父子嶋(ててこじま)(下大利)
更新日:2020年3月2日
水城(みずき)の土塁(どるい)を築くため御笠、長岡、次田、大野郷の村々はもちろん、近国の農民達がかりあつめられました。朝鮮半島から難をのがれてきた人たちも混じっています。鍬(すき)で土を掘り、モッコをかついで運び、運んだ土はタコで突き固め、またその上に土を置いては突き固め、だんだん土塁は高くなっていきますが、連日の作業に農民達は疲れきっております。しかし、海の向こうの異国の軍隊が攻めてくるのを防ぐための土塁と聞いていますので、手を休めるわけにはいきません。来る日も来る日も前面の濠(ほり)を掘り、また近くの丘を削って、その土を土塁の上に運んでつき固める作業は続きました。
この公役(くやく)にかり出されている農民に大里(おおり)の里に住む父子がおりました。今日もモッコに土を入れて、子は前を父は後ろをかついで、朝から何回となく土塁の上まで往復しております。もう日暮れも近くなり、肩も腰も折れんばかりに疲れていますが、それでも一荷の土を前後にかついで、土塁の近くまで来ました。その時土塁の上から「わぁー」という喚声(かんせい)が聞こえてきました。こ踊りしながらとんで来た男が「土塁ができたぞう」と叫んでおります。
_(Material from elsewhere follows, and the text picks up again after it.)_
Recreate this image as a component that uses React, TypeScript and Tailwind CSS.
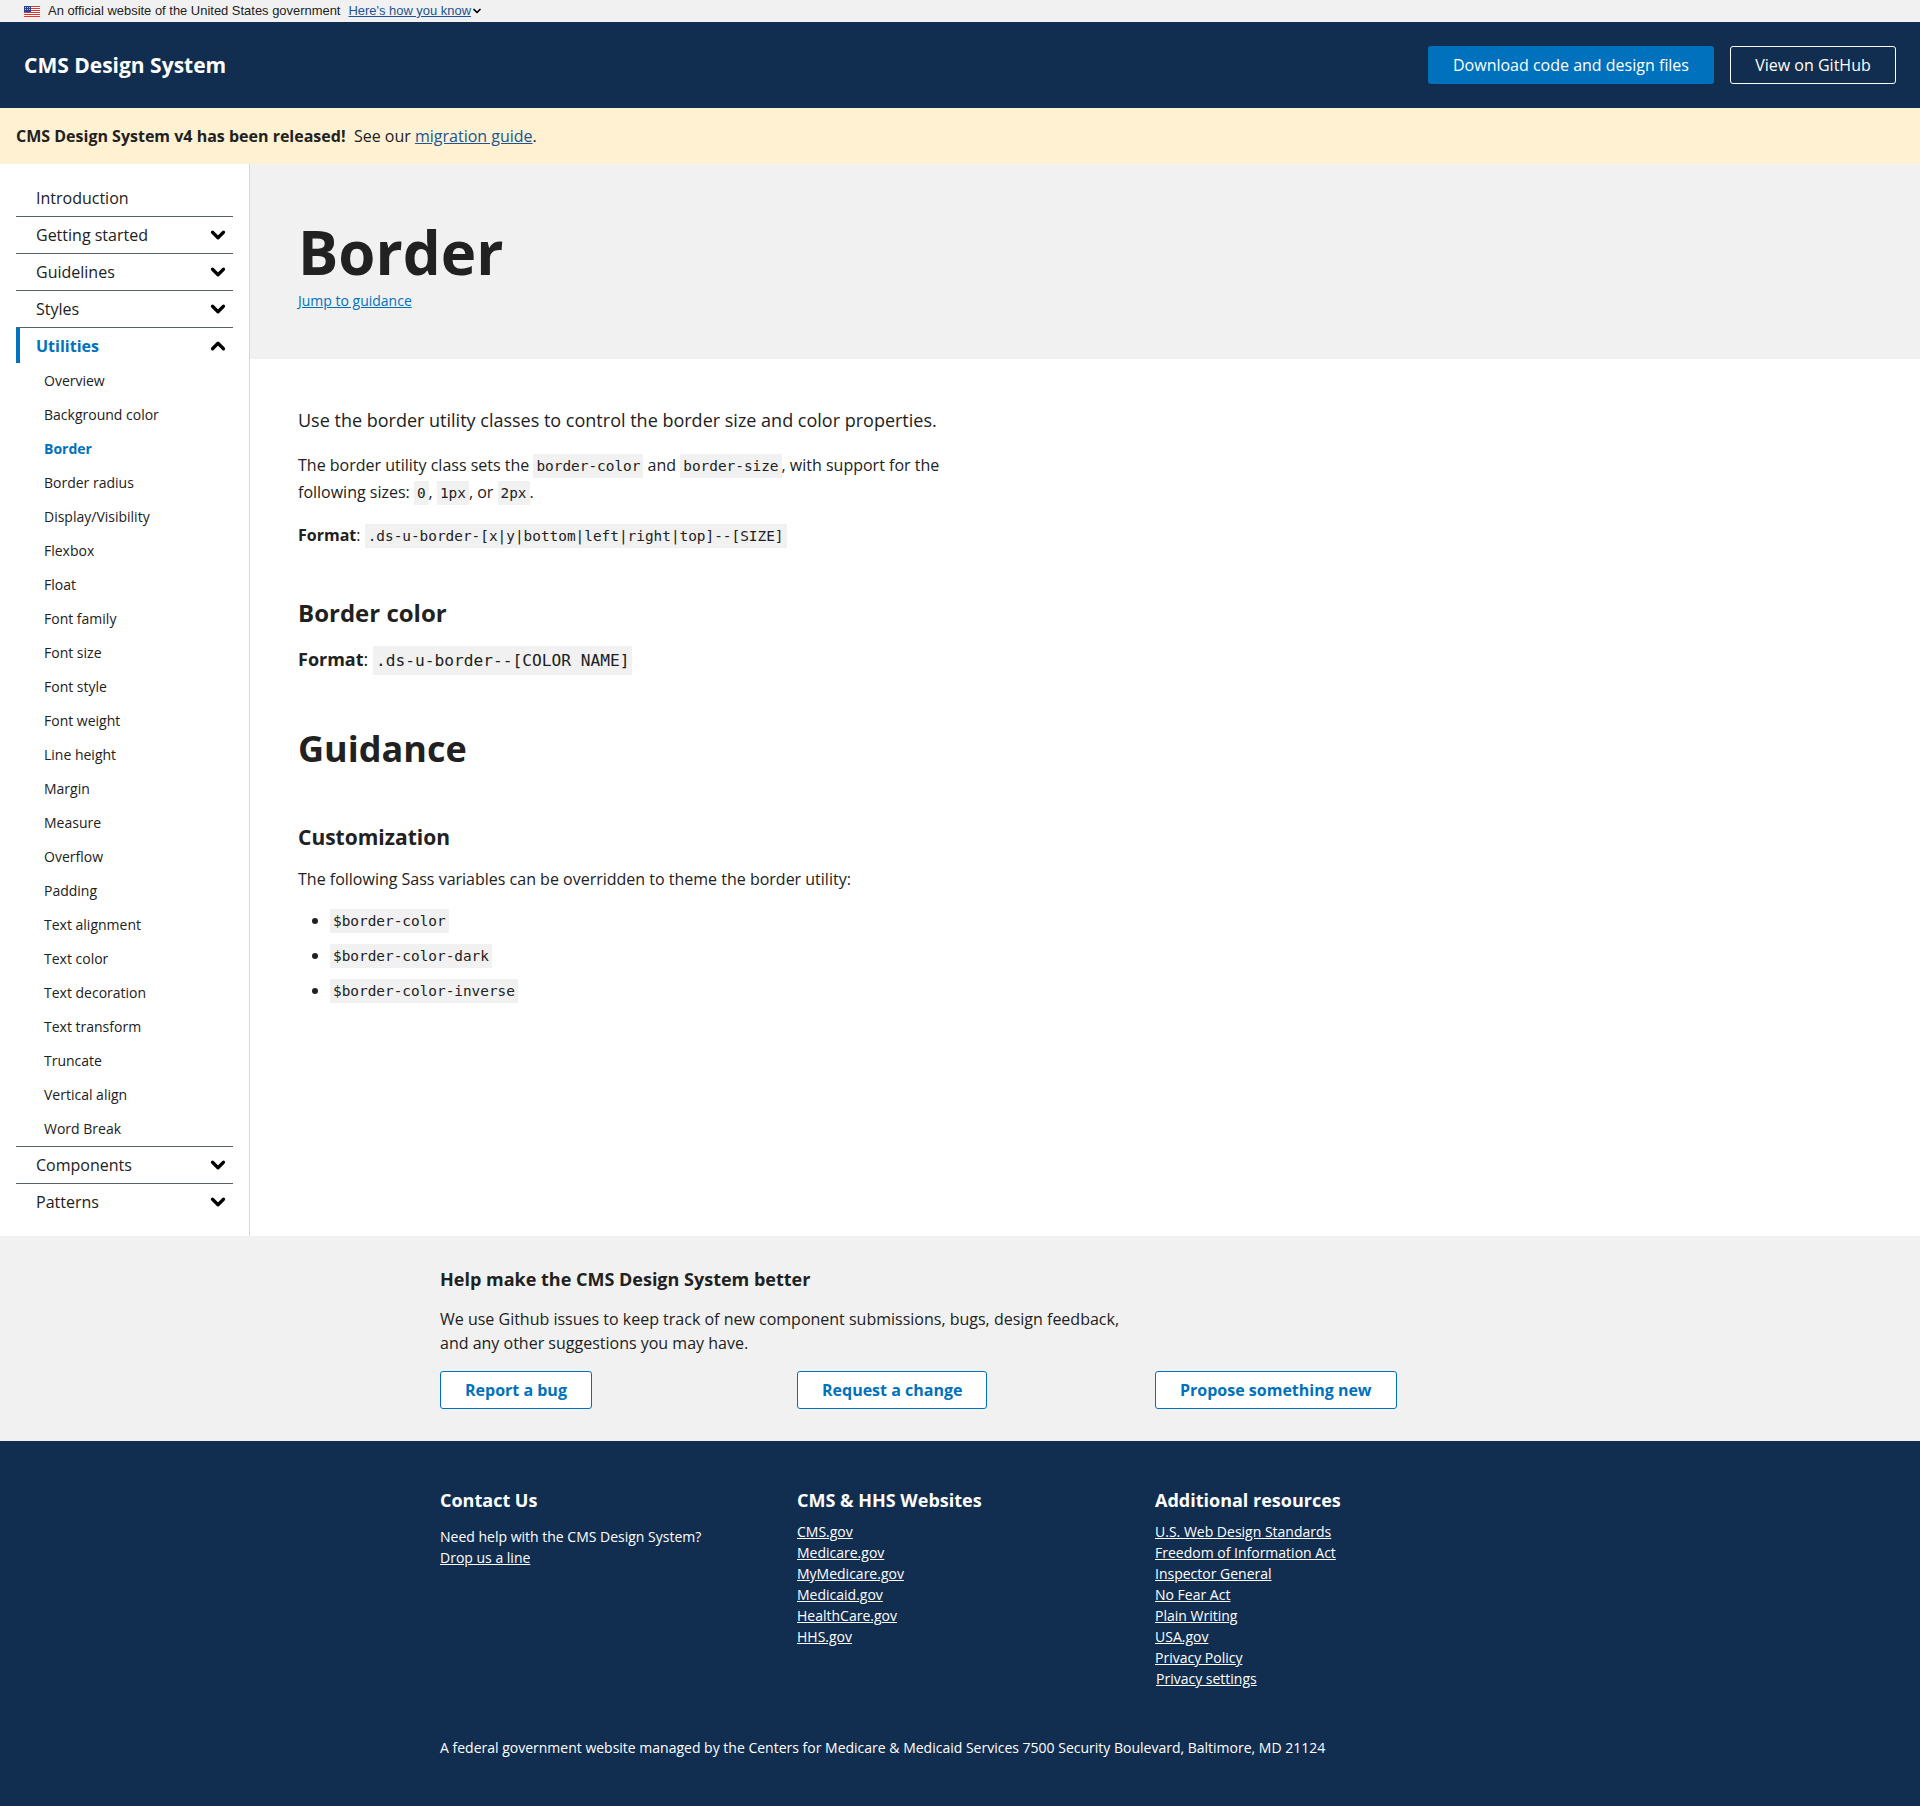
import { ChevronDown, ChevronUp } from 'lucide-react';

const utilityLinks = [
  'Overview',
  'Background color',
  'Border',
  'Border radius',
  'Display/Visibility',
  'Flexbox',
  'Float',
  'Font family',
  'Font size',
  'Font style',
  'Font weight',
  'Line height',
  'Margin',
  'Measure',
  'Overflow',
  'Padding',
  'Text alignment',
  'Text color',
  'Text decoration',
  'Text transform',
  'Truncate',
  'Vertical align',
  'Word Break'
];

const cmsLinks = ['CMS.gov', 'Medicare.gov', 'MyMedicare.gov', 'Medicaid.gov', 'HealthCare.gov', 'HHS.gov'];

const resourceLinks = [
  'U.S. Web Design Standards',
  'Freedom of Information Act',
  'Inspector General',
  'No Fear Act',
  'Plain Writing',
  'USA.gov',
  'Privacy Policy'
];

const Flag = () => (
  <svg width="16" height="11" viewBox="0 0 16 11" className="shrink-0">
    <rect width="16" height="11" fill="#fff" />
    {[0, 2, 4, 6, 8, 10].map((y) => (
      <rect key={y} y={y} width="16" height="1" fill="#d83933" />
    ))}
    <rect width="7" height="6" fill="#2e3f8f" />
    {[1, 3, 5].map((x) => [1, 3].map((y) => <rect key={`${x}-${y}`} x={x} y={y} width="1" height="1" fill="#b9bfe0" />))}
  </svg>
);

const Code = ({ children }: { children: string }) => (
  <code className="bg-[#f1f1f1] px-[3px] py-[4px] font-['DejaVu_Sans_Mono',monospace] text-[14.4px] leading-none">{children}</code>
);

const NavRow = ({ label, last, chevron = true }: { label: string; last?: boolean; chevron?: boolean }) => (
  <div className={`flex items-center justify-between pl-[20px] pr-[4px] text-[16px] text-[#212121] ${last ? 'h-[36px]' : 'h-[37px] border-b border-[#5b616b]'}`}>
    <span>{label}</span>
    {chevron && <ChevronDown className="h-[22px] w-[22px] text-black" strokeWidth={3.5} />}
  </div>
);

const Sidebar = () => (
  <nav className="w-[250px] shrink-0 border-r border-[#d6d7d9] pl-[16px] pr-[16px] pt-[16px]">
    <NavRow label="Introduction" chevron={false} />
    <NavRow label="Getting started" />
    <NavRow label="Guidelines" />
    <NavRow label="Styles" />
    <div className="flex h-[35px] items-center justify-between border-l-[4px] border-[#0071bc] pl-[16px] pr-[4px] text-[16px] font-bold text-[#0071bc]">
      <span>Utilities</span>
      <ChevronUp className="h-[22px] w-[22px] text-black" strokeWidth={3.5} />
    </div>
    <ul className="border-b border-[#5b616b] pb-[1px]">
      {utilityLinks.map((link) => (
        <li
          key={link}
          className={`flex h-[34px] items-center pl-[28px] text-[14px] ${link === 'Border' ? 'font-bold text-[#0071bc]' : 'text-[#212121]'}`}
        >
          {link}
        </li>
      ))}
    </ul>
    <NavRow label="Components" />
    <NavRow label="Patterns" last />
  </nav>
);

const Content = () => (
  <main className="flex-1">
    <div className="h-[195px] bg-[#f1f1f1] pl-[48px] pt-[52px]">
      <h1 className="text-[60px] font-bold leading-[72px] text-[#212121]">Border</h1>
      <a className="mt-[1px] block text-[14px] leading-[24px] text-[#0071bc] underline">Jump to guidance</a>
    </div>
    <div className="pl-[48px] pt-[48px] text-[#212121]">
      <p className="text-[18px] leading-[27px]">Use the border utility classes to control the border size and color properties.</p>
      <p className="mt-[18px] w-[680px] text-[16px] leading-[27px]">
        The border utility class sets the <Code>border-color</Code> and <Code>border-size</Code>, with support for the following sizes:{' '}
        <Code>0</Code>, <Code>1px</Code>, or <Code>2px</Code>.
      </p>
      <p className="mt-[16px] text-[16px] leading-[27px]">
        <strong>Format</strong>: <Code>.ds-u-border-[x|y|bottom|left|right|top]--[SIZE]</Code>
      </p>
      <h2 className="mt-[48px] text-[24px] font-bold leading-[32px]">Border color</h2>
      <p className="mt-[14px] text-[18px] leading-[32px]">
        <strong>Format</strong>:{' '}
        <code className="bg-[#f1f1f1] px-[3px] py-[5px] font-['DejaVu_Sans_Mono',monospace] text-[16.2px] leading-none">.ds-u-border--[COLOR NAME]</code>
      </p>
      <h2 className="mt-[50px] text-[36px] font-bold leading-[48px]">Guidance</h2>
      <h3 className="mt-[48px] text-[21px] font-bold leading-[32px]">Customization</h3>
      <p className="mt-[13px] text-[16px] leading-[27px]">The following Sass variables can be overridden to theme the border utility:</p>
      <ul className="mt-[10px] list-disc pl-[32px] text-[16px]">
        {['$border-color', '$border-color-dark', '$border-color-inverse'].map((v) => (
          <li key={v} className="h-[35px] leading-[35px]">
            <Code>{v}</Code>
          </li>
        ))}
      </ul>
    </div>
  </main>
);

const OutlineButton = ({ label }: { label: string }) => (
  <a className="flex h-[38px] w-fit items-center rounded-[3px] border border-[#0071bc] bg-white px-[24px] text-[16px] font-bold text-[#0071bc]">
    {label}
  </a>
);

export default function App() {
  return (
    <div className="font-['Open_Sans',sans-serif]">
      <div className="flex h-[22px] items-center gap-[8px] bg-[#f1f1f1] pl-[24px] font-['Liberation_Sans',sans-serif] text-[12.95px] text-[#212121]">
        <Flag />
        <span>An official website of the United States government</span>
        <span className="flex items-center">
          <a className="text-[#205493] underline">Here's how you know</a>
          <ChevronDown className="h-[12px] w-[12px] text-black" strokeWidth={3.5} />
        </span>
      </div>

      <header className="flex h-[86px] items-center justify-between bg-[#112e51] pl-[24px] pr-[24px]">
        <span className="pt-[2px] text-[21px] font-bold text-white">CMS Design System</span>
        <div className="flex items-center gap-[16px]">
          <a className="flex h-[38px] w-[286px] items-center justify-center rounded-[3px] bg-[#0071bc] text-[16px] text-white">Download code and design files</a>
          <a className="flex h-[38px] w-[166px] items-center justify-center rounded-[3px] border border-white text-[16px] text-white">View on GitHub</a>
        </div>
      </header>

      <div className="flex h-[56px] items-center bg-[#fff1d2] pl-[16px] text-[16px] text-[#212121]">
        <strong>CMS Design System v4 has been released!</strong>
        <span className="ml-[8.5px]">
          See our <a className="text-[#205493] underline">migration guide</a>.
        </span>
      </div>

      <div className="flex h-[1072px]">
        <Sidebar />
        <Content />
      </div>

      <section className="h-[205px] bg-[#f1f1f1] pt-[30px] text-[#212121]">
        <div className="mx-auto w-[1040px]">
          <h3 className="text-[18px] font-bold leading-[27px]">Help make the CMS Design System better</h3>
          <p className="mt-[14px] w-[700px] text-[16px] leading-[24px]">
            We use Github issues to keep track of new component submissions, bugs, design feedback, and any other suggestions you may have.
          </p>
          <div className="mt-[16px] grid grid-cols-[357px_358px_1fr]">
            <OutlineButton label="Report a bug" />
            <OutlineButton label="Request a change" />
            <OutlineButton label="Propose something new" />
          </div>
        </div>
      </section>

      <footer className="h-[365px] bg-[#112e51] pt-[46px] text-white">
        <div className="mx-auto w-[1040px]">
          <div className="grid h-[215px] grid-cols-[357px_358px_1fr]">
            <div>
              <h4 className="text-[18px] font-bold leading-[27px]">Contact Us</h4>
              <p className="mt-[12px] text-[14px] leading-[21px]">
                Need help with the CMS Design System?
                <br />
                <a className="underline">Drop us a line</a>
              </p>
            </div>
            <div>
              <h4 className="text-[18px] font-bold leading-[27px]">CMS &amp; HHS Websites</h4>
              <ul className="mt-[7px] text-[14px] leading-[21px]">
                {cmsLinks.map((l) => (
                  <li key={l}>
                    <a className="underline">{l}</a>
                  </li>
                ))}
              </ul>
            </div>
            <div>
              <h4 className="text-[18px] font-bold leading-[27px]">Additional resources</h4>
              <ul className="mt-[7px] text-[14px] leading-[21px]">
                {resourceLinks.map((l) => (
                  <li key={l}>
                    <a className="underline">{l}</a>
                  </li>
                ))}
                <li className="pl-[1px]">
                  <a className="underline">Privacy settings</a>
                </li>
              </ul>
            </div>
          </div>
          <p className="mt-[35px] text-[14px] leading-[21px]">
            A federal government website managed by the Centers for Medicare &amp; Medicaid Services 7500 Security Boulevard, Baltimore, MD 21124
          </p>
        </div>
      </footer>
    </div>
  );
}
父子はその声を聞くといっぺんに力がぬけて、へなへなと座り込んでしまい、かついでいた土をその場に投げ出してしまったのが、土饅頭のように盛り上がりました。
その場所が今の大野城市下大利の、JR水城駅西側の小高いところであるといわれ、それからこの地名を父子嶋(ててこじま)と呼ぶようになったということです。
水城大堤
水城は西暦664年に造られた堤です。福岡平野のもっとも狭小となる場所に造られました。規模は長さ1.2キロメートル、基底部の幅80メートル、高さは10メートルを超え、すべてが人工の盛土から出来ています。『日本書紀』の一節に「大堤を築きて水を貯えしむ」と書かれていますが、これは博多湾側に濠を設けて水を貯えたことが、発掘調査の結果からわかっています。東西2カ所の門や大宰府側から博多湾側の濠へ導水する巨大な木樋(もくひ)が明らかとなっています。
大野城跡から見た水城
水城の土木技術
水城の土塁は粘土や砂などを交互につき固めて盛り上げています。この技法を「版築工法(はんちくこうほう)」といいます。周りを板で囲み(堰板;せきいた)、棒状の叩き道具(突棒;つきぼう)を使います。水城の調査では突棒の跡も見つかりました。
版築の作業風景
現在、私たちが水城を見ることができるのも、版築工法によってしっかりと造られているからです。